Historically, Scandinavian fishers literally buried salmon in sand to ferment. Today the preparation involves curing the fish with salt, sugar, and dill, allowing it to marinate without heat. The transformation is chemical and gradual.

 

Gravlax salmon cured with dill and salt
Gravlax salmon cured with dill and salt

The result is silk-like in texture, deep red in color, aromatic yet restrained.

Gravlax may be the most internationally recognizable ambassador of Swedish cuisine. It does not intimidate, does not overwhelm with scent, does not require resolve. It needs only a white plate.

Ärtsoppa: Thursday soup

Every Thursday. For centuries.

Swedish yellow pea soup, prepared with pork, onion, clove, and herbs such as thyme, marjoram, and dill, has traditionally been eaten that day in preparation for the former Christian fast on Friday.
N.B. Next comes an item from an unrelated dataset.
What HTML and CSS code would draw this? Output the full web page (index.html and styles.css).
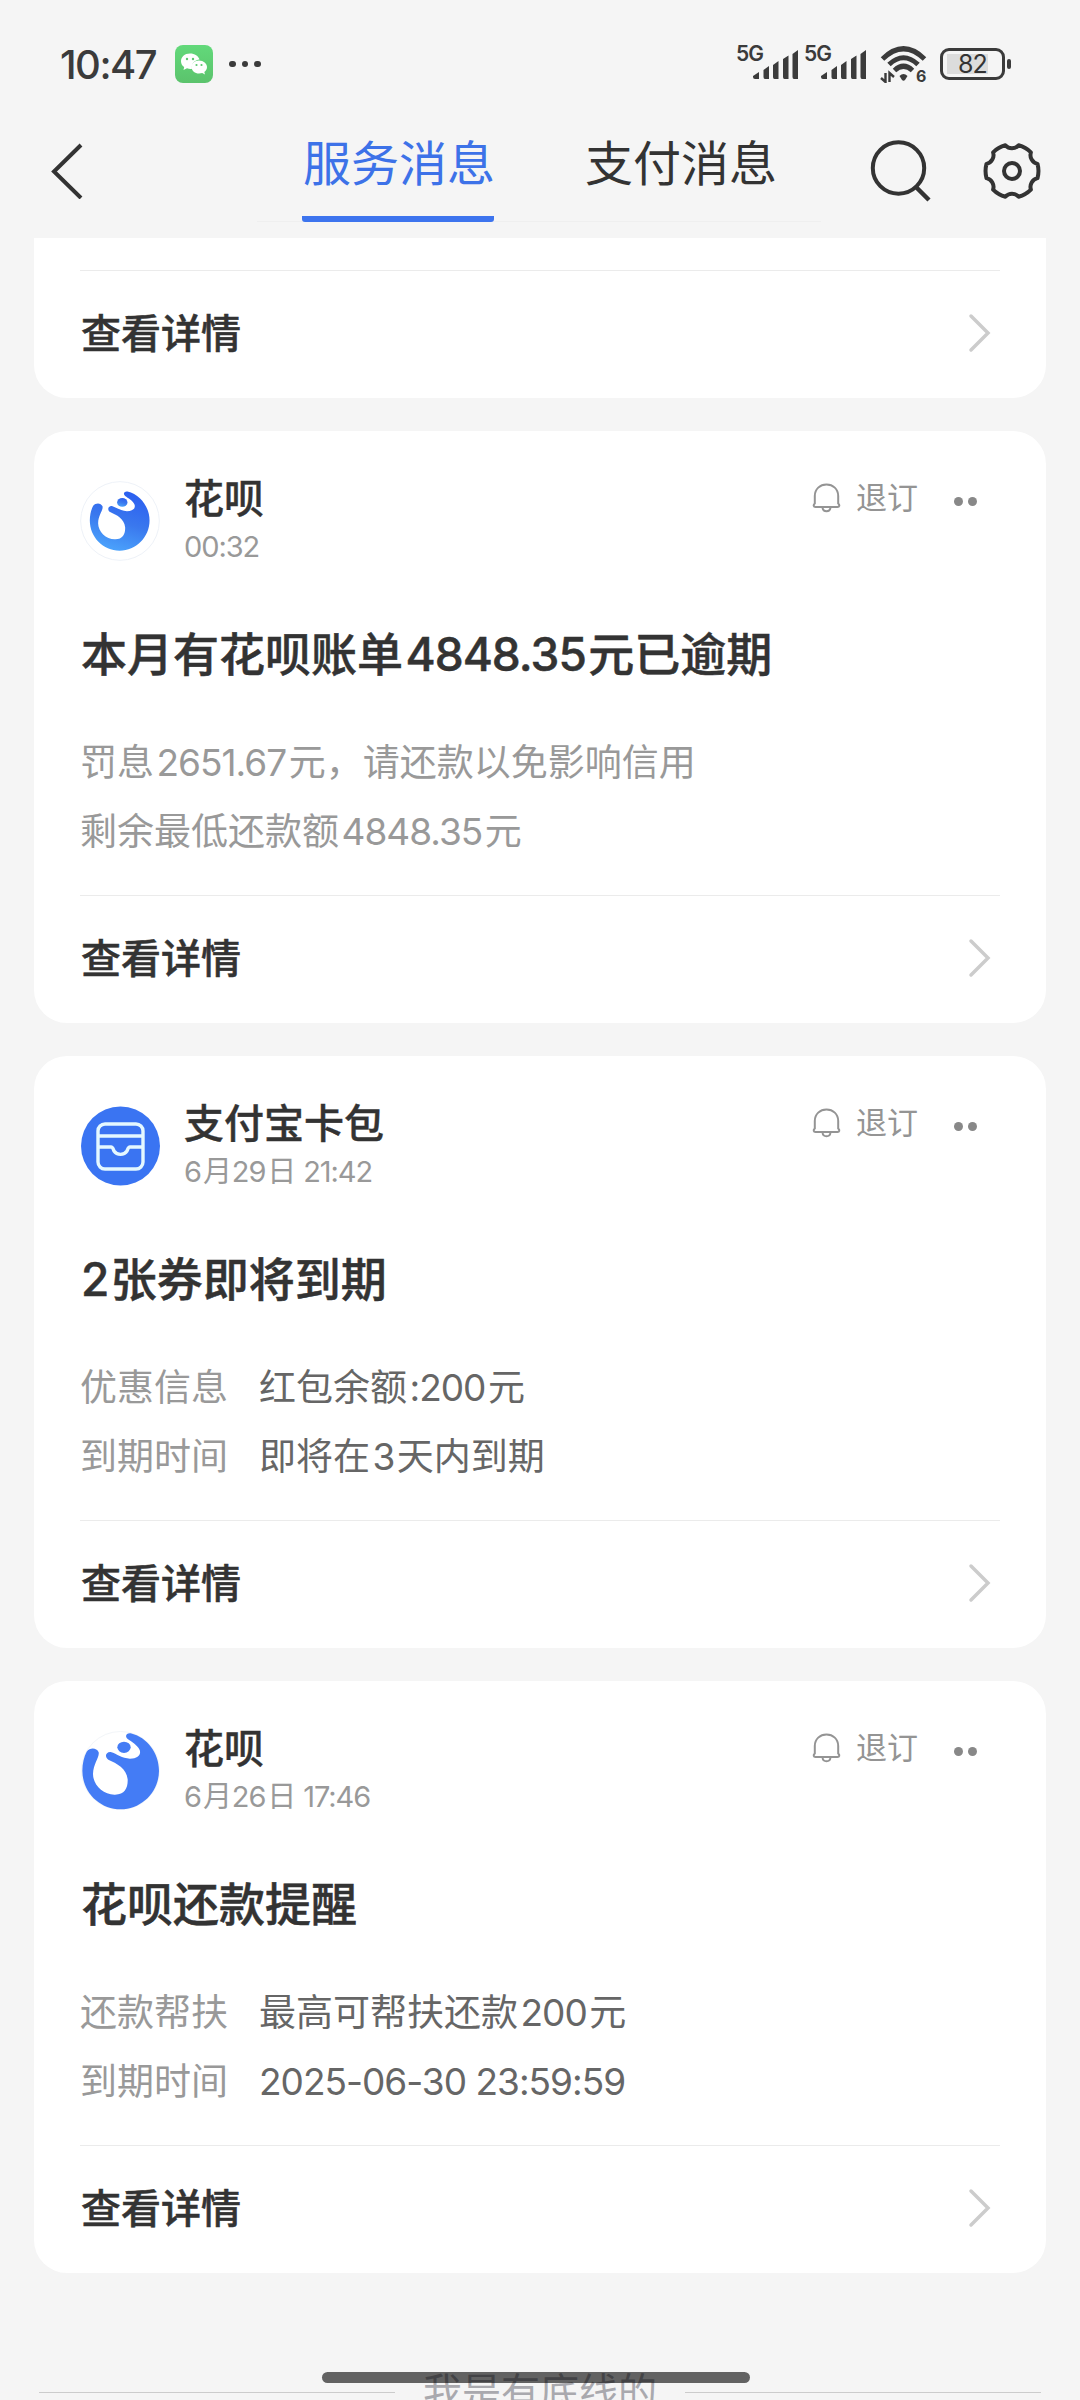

In the Middle Ages, Friday was meatless; Thursday offered a final opportunity.

 

Pea soup with bacon, Ärtsoppa
Pea soup with bacon, Ärtsoppa

The fast faded. The soup endured.

It is served with grainy mustard and dark toasted bread. In many traditional restaurants it remains the dagens rätt—the dish of the day—on Thursdays. Consistently.

Fika: A ritual that shaped productivity

It is not a dish. It is a social structure.

Fika is commonly translated as a coffee break. The phrase is insufficient. The practice involves a structured pause, usually mid-morning and mid-afternoon. Work stops. Coffee is poured. Something sweet—often a kanelbulle, or cinnamon roll—is shared. Conversation follows.

Research in organizational well-being supports what Swedish workplaces have long practiced: structured breaks reduce stress hormones, improve concentration, and reinforce social bonds. Fika reflects applied behavioral insight as much as custom.

 

Swedish cinnamon bun with coffee. Swedish fika
Swedish cinnamon bun with coffee. Swedish fika

The kanelbulle emerged in the 1920s. Sweden even observes Kanelbullens Dag—Cinnamon Roll Day—each 4 October.

A country that designates a national day for a pastry demonstrates a particular confidence in everyday ritual.

What remains

Swedish cuisine records the experience of a society that preserved food to survive winter, transformed necessity into ritual, ritual into identity, and identity into culture.

Lutefisk carries the memory of lye. Surströmming has led to eviction. Pyttipanna begins with leftovers.

Together they suggest a simple truth: enduring cuisine does not always arise from abundance. It often emerges from scarcity—and from the ingenuity of those who choose not to waste what they have.

Not even a fish that once fell into ashes after a lightning strike.